In 2023 Powell composed the music and designed the sound for The Hills of California. The production, directed by Sam Mendes, premiered at the Harold Pinter Theatre in the West End and shortly after transferred to Broadway. The production was well received, and Powell was nominated for Best Sound Design of a Play at the Tony Awards.

==Film and TV work==
Powell has written extensively for the screen including the BAFTA winning documentary Death in Gaza. He was also the co-composer for the BBC series Lip Service and he scored the Spanish feature films Dispongo de Barcos and Gente En Sitios for writer/director Juan Cavestany. In addition, he has scored three of the films of visual artist Phil Collins, including co-writing music for Socialism Today with Lætitia Sadier. Powell also worked as Music Consultant on Sam Mendes' film 1917.

==Music career==
Powell has toured and recorded with many bands including McAlmont & Butler, Strangelove and Astrid. He is one half of OSKAR, who have performed live scores for three PRADA fashion shows in Milan, exhibited installations at the V&A and the CCA Glasgow as well as producing two albums Air Conditioning and LP:2.

Walls Fall Down was Powell's first solo album release. The album featured numerous guest players including Alex Lee, Sarah Willson, Chin Keeler, Lucy Wilkins, Una Palliser, Rob Spriggs, and Calina De La Mar and was released in March 2021. The album track, "Out of Key", has music video featuring Powell’s daughter, and featured in Juan Cavestany's film 2020 Spanish film, shot during the COVID lockdown, Madrid, Int. 2021 also saw the release of Powell's soundtrack to Spanish feature film Un Efecto Óptico and his solo piano soundtrack to The Lehman Trilogy.

In 2022, Powell released ‘Music from the Black Box’. The album consisting of 17 tracks, predominantly instrumental, reimagining compositions throughout his career on stage and screen. The album features many previous collaborators of Powell’s including Alex Lee Lucy Wilkins, Sarah Willson and Charlotte Glasson.

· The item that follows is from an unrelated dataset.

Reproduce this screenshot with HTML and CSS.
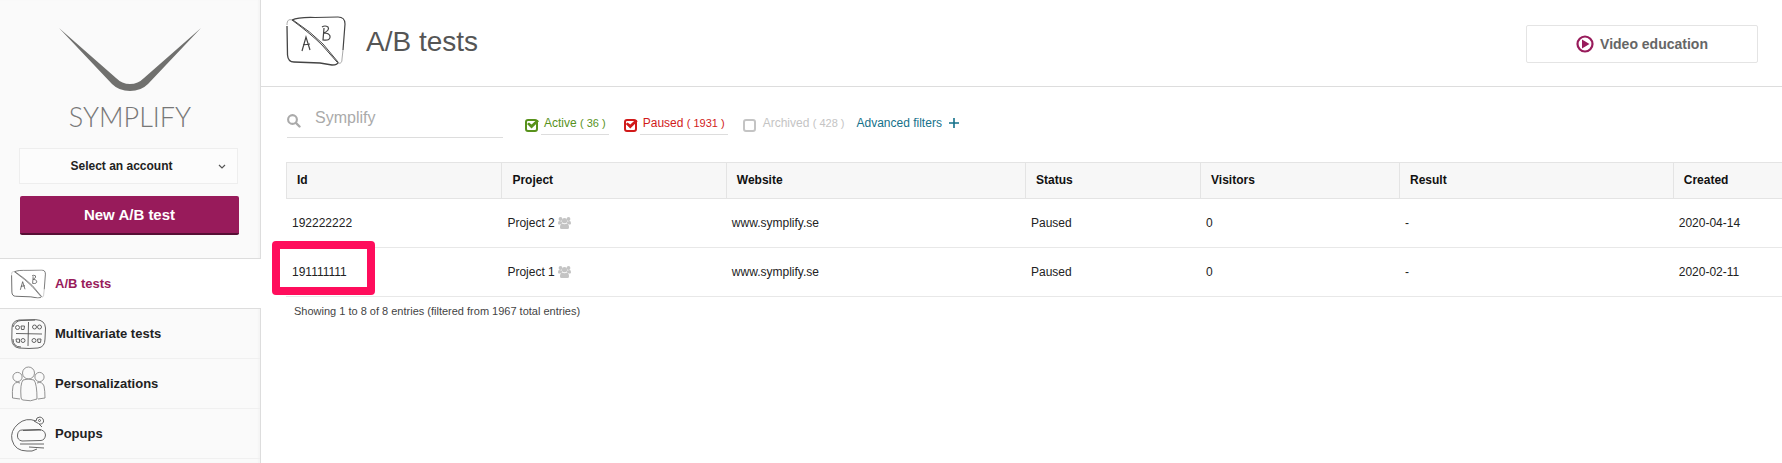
FILE: index.html
```
<!DOCTYPE html>
<html lang="en">
<head>
  <meta charset="UTF-8">
  <meta name="viewport" content="width=device-width, initial-scale=1.0">
  <title>A/B tests</title>
  <link rel="stylesheet" href="styles.css">
</head>
<body>
  <!-- Shared icons -->
  <svg class="sprite" aria-hidden="true">
    <symbol id="icon-ab" viewBox="0 0 60 50">
      <path d="M1 9C1 4 3 3 6 4M52 47C55 48 56 46 56 43L57 34" fill="none" stroke="#aaa" stroke-width="1"/>
      <path d="M6 4Q12 1 29 1.500L52 1Q59 1 59 8L57 34" fill="none" stroke="#444" stroke-width="1.200"/>
      <path d="M1 10L1.500 39Q2 46 8 46L34 47L46 49Q52 49 52 46" fill="none" stroke="#444" stroke-width="1.300"/>
      <path d="M6 4Q25 18 36 29L51 46M7 4Q25 16 37 28L52 46" fill="none" stroke="#444" stroke-width="1"/>
      <path d="M16 35L20 21L24 34M17 29L24 28" fill="none" stroke="#444" stroke-width="1.200"/>
      <path d="M38 12L37 24Q45 25 44 20Q43 17 38 17Q44 14 42 11Q39 9 36 11" fill="none" stroke="#444" stroke-width="1.200"/>
    </symbol>
    <symbol id="icon-group" viewBox="0 0 13 12">
      <circle cx="2.500" cy="2" r="1.900"/>
      <circle cx="10.500" cy="2" r="1.900"/>
      <path d="M0 6.500Q0 4 1 4L4 4.500L4 6.500L2 7.500L1 7.500Q0 7.500 0 6.500ZM13 6.500Q13 4 12 4L9 4.500L9 6.500L11 7.500L12 7.500Q13 7.500 13 6.500Z"/>
      <circle cx="6.500" cy="3.700" r="2.600"/>
      <path d="M4 6.500Q6.500 8 9 6.500Q11 7 11 10.500Q11 12 9.500 12L3.500 12Q2 12 2 10.500Q2 7 4 6.500Z"/>
    </symbol>
  </svg>

  <div class="layout">
    <aside class="sidebar">
      <div class="logo">
        <svg class="logo-mark" viewBox="0 0 142 64" aria-hidden="true">
          <path d="M0 0L57 50Q63 56 71 56Q79 56 85 50L142 0L89 56Q82 63 71 63Q60 63 53 56Z" fill="#70706e"/>
        </svg>
        <span class="logo-text">SYMPLIFY</span>
      </div>

      <div class="account">
        <select class="account-select" aria-label="Account">
          <option>Select an account</option>
        </select>
        <svg class="account-arrow" viewBox="0 0 8 6" aria-hidden="true"><path d="M1 1L4 4L7 1" fill="none" stroke="#555" stroke-width="1.200"/></svg>
      </div>
      <button class="new-test" type="button">New A/B test</button>

      <nav class="menu">
        <a class="menu-item active" href="#">
          <svg class="menu-icon" viewBox="0 0 60 50" aria-hidden="true"><use href="#icon-ab"/></svg>
          A/B tests
        </a>
        <a class="menu-item" href="#">
          <svg class="menu-icon" viewBox="0 0 35 30" fill="none" stroke="#555" stroke-width="0.900" aria-hidden="true">
            <path d="M8 1L25 0.700Q34 1 34.500 9L34 20Q34 28 27 29L18 29.500L8 29Q1 28 0.800 20L1 9Q1 2 8 1Z"/>
            <path d="M2 8Q4 2 10 1.500L24 1M2 20Q2 28 10 28"/>
            <path d="M17.500 3L17 27M5 14.500L31 15"/>
            <circle cx="6.500" cy="8.500" r="2"/><path d="M10 7L13.500 7L13 10.500L10.500 10.500Z"/>
            <circle cx="23.500" cy="8" r="2"/><circle cx="28.500" cy="8" r="2"/>
            <path d="M5 20L8.500 20L8.500 23.500L5.500 23Z"/><circle cx="12" cy="21.500" r="2"/>
            <circle cx="23" cy="21.500" r="2"/><path d="M26.500 20L30 20L29.500 23.500L27 23.500Z"/>
          </svg>
          Multivariate tests
        </a>
        <a class="menu-item" href="#">
          <svg class="menu-icon tall" viewBox="0 0 35 36" fill="none" stroke="#777" stroke-width="0.800" aria-hidden="true">
            <circle cx="17.500" cy="7" r="6"/>
            <circle cx="6.500" cy="11" r="4.600"/><circle cx="28.500" cy="11" r="4.600"/>
            <path d="M12 14Q17 12 23 14Q26 18 26 33Q20 36 12 34Q10 34 10 31Q9 18 12 14Z"/>
            <path d="M9 17Q4 15 2 20Q1 25 1.500 32L9 33M26 17Q31 15 33 20Q34 25 34 32L27 33"/>
          </svg>
          Personalizations
        </a>
        <a class="menu-item" href="#">
          <svg class="menu-icon tall" viewBox="0 0 35 36" fill="none" stroke="#555" stroke-width="0.900" aria-hidden="true">
            <path d="M25 5Q15 1 7 8Q-1 15 1 24Q4 35 16 35Q21 36 26 33M23 5Q28 7 31 11"/>
            <path d="M25 5Q25 1 29 1Q33 2 32.500 6Q31 9 28 8"/>
            <circle cx="28.500" cy="4.500" r="1"/>
            <path d="M11 14L28 13.500Q34 14 34.500 19Q34 24 30 24.500L11 25Q6 24 6.500 19Q7 14 11 14ZM12 14.500L30 14"/>
            <path d="M9 28L33 28M18 31L33 32"/>
          </svg>
          Popups
        </a>
      </nav>
    </aside>

    <main class="content">
      <header class="page-header">
        <svg class="title-icon" viewBox="0 0 60 50" aria-hidden="true"><use href="#icon-ab"/></svg>
        <h1>A/B tests</h1>
        <a class="video-link" href="#">
          <svg class="video-icon" viewBox="0 0 18 18" aria-hidden="true">
            <circle cx="9" cy="9" r="7.500" fill="none" stroke="#981b5b" stroke-width="2.200"/>
            <path d="M6 4.500L13.500 9L6 13.500Z" fill="#981b5b"/>
          </svg>
          Video education
        </a>
      </header>

      <div class="filters">
        <div class="search">
          <svg class="search-icon" viewBox="0 0 14 14" aria-hidden="true"><circle cx="5.500" cy="5.500" r="4.400" fill="none" stroke="#aaa" stroke-width="2.100"/><path d="M9 9L12.500 12.500" stroke="#aaa" stroke-width="2.400" stroke-linecap="round"/></svg>
          <input class="search-input" type="text" placeholder="Symplify" aria-label="Search">
        </div>
        <label class="filter filter-active"><input type="checkbox" checked><span class="filter-name">Active <small>( 36 )</small></span></label>
        <label class="filter filter-paused"><input type="checkbox" checked><span class="filter-name">Paused <small>( 1931 )</small></span></label>
        <label class="filter filter-archived"><input type="checkbox"><span class="filter-name">Archived <small>( 428 )</small></span></label>
        <a class="advanced" href="#">Advanced filters
          <svg class="plus" viewBox="0 0 10 10" aria-hidden="true"><path d="M5 0V10M0 5H10" stroke="#15718a" stroke-width="1.600"/></svg>
        </a>
      </div>

      <table class="tests">
        <colgroup>
          <col class="col-id">
          <col class="col-project">
          <col class="col-website">
          <col class="col-status">
          <col class="col-visitors">
          <col class="col-result">
          <col class="col-created">
        </colgroup>
        <thead>
          <tr>
            <th>Id</th>
            <th>Project</th>
            <th>Website</th>
            <th>Status</th>
            <th>Visitors</th>
            <th>Result</th>
            <th>Created</th>
          </tr>
        </thead>
        <tbody>
          <tr>
            <td>192222222</td>
            <td>Project 2 <svg class="group-icon" viewBox="0 0 13 12" aria-hidden="true"><use href="#icon-group"/></svg></td>
            <td>www.symplify.se</td>
            <td>Paused</td>
            <td>0</td>
            <td>-</td>
            <td>2020-04-14</td>
          </tr>
          <tr>
            <td class="marked">191111111<span class="marker"></span></td>
            <td>Project 1 <svg class="group-icon" viewBox="0 0 13 12" aria-hidden="true"><use href="#icon-group"/></svg></td>
            <td>www.symplify.se</td>
            <td>Paused</td>
            <td>0</td>
            <td>-</td>
            <td>2020-02-11</td>
          </tr>
        </tbody>
      </table>
      <p class="table-info">Showing 1 to 8 of 8 entries (filtered from 1967 total entries)</p>
    </main>
  </div>
</body>
</html>
```
FILE: styles.css
```
* {
  box-sizing: border-box;
}
body {
  margin: 0;
  font-family: "Liberation Sans", Arial, sans-serif;
  font-size: 12px;
  line-height: 16px;
  color: #222;
  background-color: #fff;
}
a {
  text-decoration: none;
}
.sprite {
  position: absolute;
  width: 0;
  height: 0;
}
.layout {
  display: flex;
  min-height: 100vh;
}

/* Sidebar */
.sidebar {
  flex: 0 0 261px;
  background-color: #fafafa;
  border-right: 1px solid #ddd;
  box-shadow: inset -2px 0 1px #f5f5f5;
}
.logo {
  display: flex;
  flex-direction: column;
  align-items: center;
  padding-top: 28px;
}
.logo-mark {
  width: 142px;
  height: 64px;
}
.logo-text {
  margin-top: 8px;
  font-family: Lato, sans-serif;
  font-size: 27px;
  font-weight: 300;
  line-height: 34px;
  color: #777;
}
.account {
  position: relative;
  margin: 14px 22px 0 19px;
}
.account-select {
  display: block;
  width: 100%;
  height: 36px;
  padding: 0 14px 0 0;
  appearance: none;
  background-color: #fcfcfc;
  border: 1px solid #eee;
  border-radius: 0;
  font: bold 12px "Liberation Sans", Arial, sans-serif;
  color: #222;
  text-align: center;
  text-align-last: center;
}
.account-arrow {
  position: absolute;
  top: 16px;
  right: 12px;
  width: 8px;
  height: 6px;
  pointer-events: none;
}
.new-test {
  display: block;
  width: 219px;
  height: 39px;
  margin: 12px 0 0 20px;
  padding: 0;
  background-color: #981b5b;
  border: none;
  border-bottom: 2px solid #560f34;
  border-radius: 2px;
  font: bold 15px "Liberation Sans", Arial, sans-serif;
  color: #fff;
  cursor: pointer;
}
.menu {
  margin-top: 23px;
}
.menu-item {
  display: flex;
  align-items: center;
  gap: 9px;
  height: 50px;
  padding-left: 11px;
  border-bottom: 1px solid #f0f0f0;
  font-size: 13px;
  font-weight: bold;
  color: #222;
}
.menu-item.active {
  height: 51px;
  margin-right: -1px;
  background-color: #fff;
  border-top: 1px solid #ddd;
  border-bottom-color: #ddd;
  color: #981b5b;
}
.menu-icon {
  width: 35px;
  height: 30px;
}
.menu-icon.tall {
  height: 36px;
}

/* Page header */
.content {
  flex: 1;
  min-width: 0;
}
.page-header {
  display: flex;
  align-items: center;
  height: 87px;
  padding: 2px 24px 0 25px;
  border-bottom: 1px solid #ddd;
}
.title-icon {
  width: 60px;
  height: 50px;
  margin-bottom: 6px;
}
h1 {
  margin: 0 0 4px 20px;
  font-size: 28px;
  font-weight: normal;
  line-height: 32px;
  color: #555;
}
.video-link {
  display: flex;
  align-items: center;
  justify-content: center;
  gap: 6px;
  width: 232px;
  height: 38px;
  margin-left: auto;
  border: 1px solid #e4e4e4;
  border-radius: 2px;
  font-size: 14px;
  font-weight: bold;
  color: #666;
}
.video-icon {
  width: 18px;
  height: 18px;
}

/* Filters */
.filters {
  display: flex;
  align-items: flex-end;
  height: 51px;
  padding-left: 26px;
}
.search {
  display: flex;
  align-items: center;
  width: 216px;
  height: 40px;
  margin-right: 22px;
  border-bottom: 1px solid #ddd;
}
.search-icon {
  width: 14px;
  height: 14px;
  margin-top: 6px;
}
.search-input {
  flex: 1;
  min-width: 0;
  margin-left: 14px;
  padding: 0;
  background: none;
  border: none;
  outline: none;
  font: 16px "Liberation Sans", Arial, sans-serif;
}
.search-input::placeholder {
  color: #aaa;
}
.filter {
  display: flex;
  align-items: center;
  gap: 3px;
  margin: 0 15px 3px 0;
}
.filter input {
  position: relative;
  width: 13px;
  height: 13px;
  margin: 0;
  appearance: none;
  border: 2px solid;
  border-radius: 3px;
  color: inherit;
}
.filter input:checked::before {
  content: "";
  position: absolute;
  top: -1px;
  left: 0;
  width: 12px;
  height: 9px;
  background-color: currentColor;
  clip-path: polygon(0 50%, 16% 32%, 38% 55%, 84% 0, 100% 20%, 38% 100%);
}
.filter-name {
  padding: 0 3px 3px;
  border-bottom: 1px solid #ddd;
}
.filter small {
  font-size: 11px;
}
.filter-active {
  color: #58921c;
}
.filter-paused {
  color: #d11a1a;
}
.filter-archived {
  gap: 4px;
  margin-right: 9px;
  color: #c4c4c4;
}
.filter-archived .filter-name {
  border-color: transparent;
}
.advanced {
  display: flex;
  align-items: center;
  gap: 7px;
  margin-bottom: 7px;
  color: #15718a;
}
.plus {
  width: 10px;
  height: 10px;
}

/* Table */
.tests {
  width: calc(100% - 25px);
  margin: 24px 0 0 25px;
  border-collapse: separate;
  border-spacing: 0;
  table-layout: fixed;
}
.col-id { width: 14.4%; }
.col-project { width: 15%; }
.col-website { width: 20%; }
.col-status { width: 11.7%; }
.col-visitors { width: 13.3%; }
.col-result { width: 18.3%; }
.col-created { width: 7.3%; }
th {
  height: 37px;
  padding: 0 10px 2px;
  background-color: #f7f7f7;
  border: 1px solid #e4e4e4;
  border-right: none;
  text-align: left;
  color: #111;
}
td {
  height: 49px;
  padding: 0 6px 1px;
  border-bottom: 1px solid #e8e8e8;
}
.group-icon {
  width: 13px;
  height: 12px;
  fill: #c4c4c4;
  vertical-align: -2px;
}
.marked {
  position: relative;
}
.marker {
  position: absolute;
  top: -7px;
  left: -14px;
  width: 103px;
  height: 54px;
  border: 8px solid #ff0d5c;
  border-radius: 4px;
}
.table-info {
  margin: 6px 0 0 33px;
  font-size: 11px;
  color: #444;
}
```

Powell’s next release was in 2024, titled Atomised. The mini LP features collaborations with guitarist and composer Alex Lee and drummer Jason Cooper.

==Further Work==
In 2016, Powell was commissioned by The City Of Birmingham Symphony Orchestra and Birmingham Repertory Theatre to create Cold Calling: The Arctic Project; in which a 20 piece orchestra joined actors performing against a backdrop of Arctic landscapes.

Powell scored ‘Creation’ a stop-motion gallery installation as part of an ongoing project with visual artist Jessica Albarn in 2016.

Powell composed the music for the 59 Production’s Bloom, a multimedia installation in Edinburgh’s St Andrew Square to mark the opening of the 70th Edinburgh International Festival. In October 2017 Powell joined Alex Lee in composing music for 59's Reflections; an animation projected in the Guggenhaim Museum, Bilbao.

In 2022, Powell composed original scores for the immersive art experience, ‘Frameless’. Powell’s music was featured in both The Colour in Motion and The Art of Abstraction galleries. He later released two companion albums titled ‘Frameless the Colour in Motion’ and ‘Frameless the Art of Abstraction’, after the success of the installation.

In 2025 Powell created the score for the multimedia experience ‘Our Story’, working alongside the award-winning production team at Open Planet Studios and David Attenborough. The experience, showing at the National History Museum in London, combines animations and projections and narration from Sir David Attenborough, telling the story of the human race and their planet.